カナデビア(旧・日立造船)は4月1日、2025 年度入社式を行い、桑原 道社長兼 CEOが新入社員向けに訓示を行った。要旨は下記のとおり。
皆さん、本日は、入社、誠におめでとうございます。
今年度は、93名の事技職、工場勤務の20名の技能職、全体で113名の新入職員を迎えることができました。
皆さんを、私たちの新しい仲間として、また「カナデビア株式会社」としての最初の新入職員として迎えられることを心から嬉しく思います。
現在の社会状況は、VUCA(Volatile:変動が激しい、Uncertain:不確実、Complex:複雑、Ambiguous:あいまいな)という言葉でよく言い表されます。パンデミック、戦争、自然
災害、リモート勤務など働き方の変化、AIの発展などから実感できるのではないかと思います。米国トランプ政権の動きによってさらに世界情勢はいっそう不確実性を増している感があります。このように激しい変化の中に私たちは生きているのです。
歴史学者であるユヴァル・ノア・ハラリは「21 Lessons 21世紀の人類のための21の思考」と
いう著作の中で、次のように記述しています。
未知との遭遇が常識となる時代には、自分の過去の経験ばかりか全人類の過去の経験も、手引きとしては以前ほど頼りにできない。(中略)深遠な不確実性というものが欠陥ではなく特徴である世界で、どう生きればいいのか?
そのような世界で生き延び、栄えるには、精神的な柔軟性と情緒的なバランスがたっぷり必要だ。自分が最もよく知っているものの一部を捨て去ることを繰り返さざるをえず、未知のものにも平然と対応できなくてはならないだろう。ここにハラリ氏が示している解は、当社の行動規範「果敢に挑戦する」「真摯に対話する」「広く学び、深く考える」に通じるものがあると考えています。
「真摯に対話する」ことによって精神的な柔軟性や情緒的なバランスを育み、「広く学び、深く考える」ことによって、よく知っていることの一部を捨て去ることを繰り返す、また「果敢に挑戦する」は未知のものに平然と対応すること、に他ならないのではないかと思うからです。
皆さんの最大の武器は、前例踏襲バイアスにとらわれない柔軟な精神・思考であり、これからの世界、すなわち、過去の経験が頼りとならない社会では、みなさんこそが主役となる時代ではないかと思います。
イスラエルのあるスタートアップ経営者の話ですが、彼は人を採用する際に、成功回数の多い人ではなく、失敗回数の多い方を選ぶと言います。この変化の激しい社会においては、過去の成功体験はかえって足かせになる恐れもあります。

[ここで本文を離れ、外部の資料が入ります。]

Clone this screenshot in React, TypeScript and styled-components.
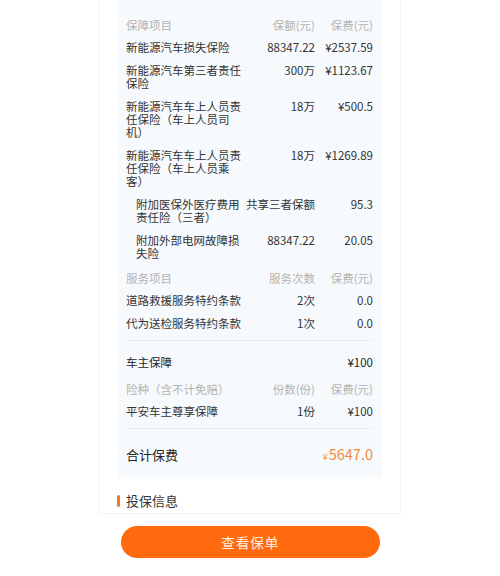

それよりも、チャレンジした数、失敗した数こそが、柔軟性・発想を豊かにするともいえます。私は、この変化の激しい時代にあってもなお、カナデビアに必要なものは、創業者から引き継いでいるDNAである「挑戦の精神」であり、皆さんともぜひその精神を共有したいと考えています。
AIが君たちの仕事を奪うんじゃない。AIを活用する人が君たちの仕事を奪うんだ。NVIDIAジェンスン・ファンCEOの言葉だそうです。
AIは、この不確実性の高い経営環境下において、これからのビジネスのゲームチェンジャーとなると言われています。このような新しいツールやテクノロジーに積極的にチャレンジし、使いこなし、そして働き方を変え、さらに新たな価値を創造していく原動力となるのは、皆さんの若い世代だと考えています。
皆さんに対する期待感を述べてきましたが、決して期待過剰であるとは考えていません。不確実性の高い社会だからこそ発揮できる高いポテンシャルを秘めている人材だと考えています。皆さんの成長と大いなる活躍を心から期待しています。社会人としての初心、そしてご家族をはじめ、お世話になった方々への感謝の気持ちを忘れず、健康に留意し、仕事を楽しむ気持ちを持って、一緒にがんばっていきましょう。
*リリース内容から「ですます調」で表記しています。